Aprilia Motò 6.5, il coraggio di osare

Aprilia Motò 6.5, il coraggio di osare

Non la progettò un ingegnere ma un architetto famoso: Philippe Starck antepose l'estetica alla funzionalità. Non era perfetta e non fu un successo: oggi è diventata un mito

Dario Ballardini

07.04.2020 11:32

 

NORMALE? NO, GRAZIE

Ma il passaggio dalla fantasia alla realtà, cioè a una moto vera e funzionante, richiede riunioni furibonde, studi e tanto, tanto lavoro. La patata bollente finì nelle mani di Alberto Cappella, incaricato del collegamento fra l’architetto e l’ufficio tecnico. Prima di arrivare al Gruppo Aprilia abitava in Piemonte, conosceva il francese ed era molto competente. Beggio non ci pensò due volte.
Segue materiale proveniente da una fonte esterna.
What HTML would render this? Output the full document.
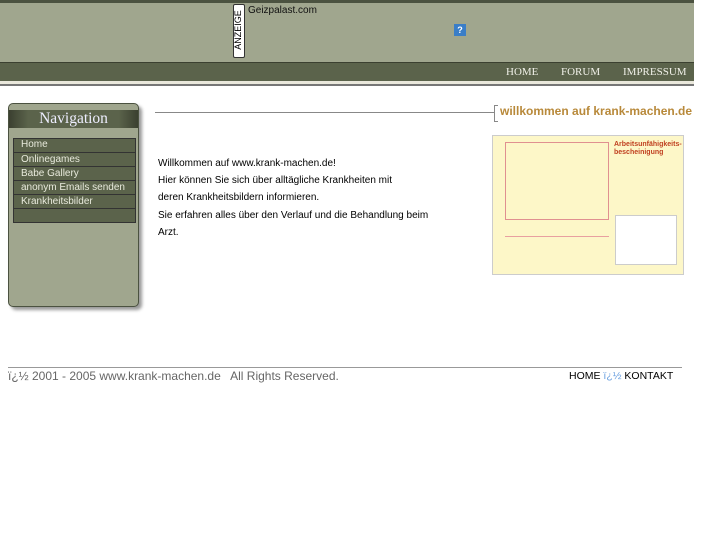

"Venne nel Centro Stile e mi spiegò che aveva in animo di fare una moto che restasse nella storia - ricorda il designer -. Mi resi subito disponibile anche se non conoscevo Starck nemmeno di fama. Già al primo incontro con l’architetto, Beggio ripeté questo desiderio di una moto che fosse come il Maggiolino, la Citröen 2 CV, la Fiat 500: una vera e propria icona del design. E a posteriori si può dire che sia riuscito nel suo intento".

Non era la prima esperienza con Starck al quale, dopo il famoso incontro al Salone del Mobile del 1991, l’imprenditore veneto aveva già commissionato uno scooter, presentato con grande sfarzo al Motor Show. Ma il Lama - si chiamava
così - era troppo avveniristico ed era stato bocciato senza appello da pubblico e concessionari.

"Anche a me non piaceva moltissimo, ad essere sinceri" è il commento che compare nell’autobiografia. Ma la faccenda non si esaurì al primo tentativo. "L’idea di una moto particolarissima disegnata da Starck si era consolidata - prosegue il racconto di Cappella - e il progetto partì. La scelta era caduta sul monocilindrico Suzuki 350 4 tempi ed è attorno a quello che il Centro Stile realizzò la prima maquette. Starck o il suo collaboratore Thierry Gauguin erano spessissimo in Italia, i disegni venivano realizzati in Francia ed io ero l’interfaccia sul versante Aprilia".

L’architetto fu all’altezza della sua fama e fece una moto fuori da tutti i canoni stilistici, nella quale la parte tecnica era totalmente a servizio del design: forme tondeggianti, il telaio sagomato a uovo con curve ellittiche che avrebbero richiesto la realizzazione di attrezzature speciali, il radiatore convesso quando in qualunque altra moto è concavo, il silenziatore di scarico lì dove un ingegnere non lo avrebbe mai messo, concentrato sotto il motore che quindi saliva più
in alto imponendo un diverso posizionamento del perno forcellone. E una carrozzeria essenziale ma avvolgente e dalla personalità unica.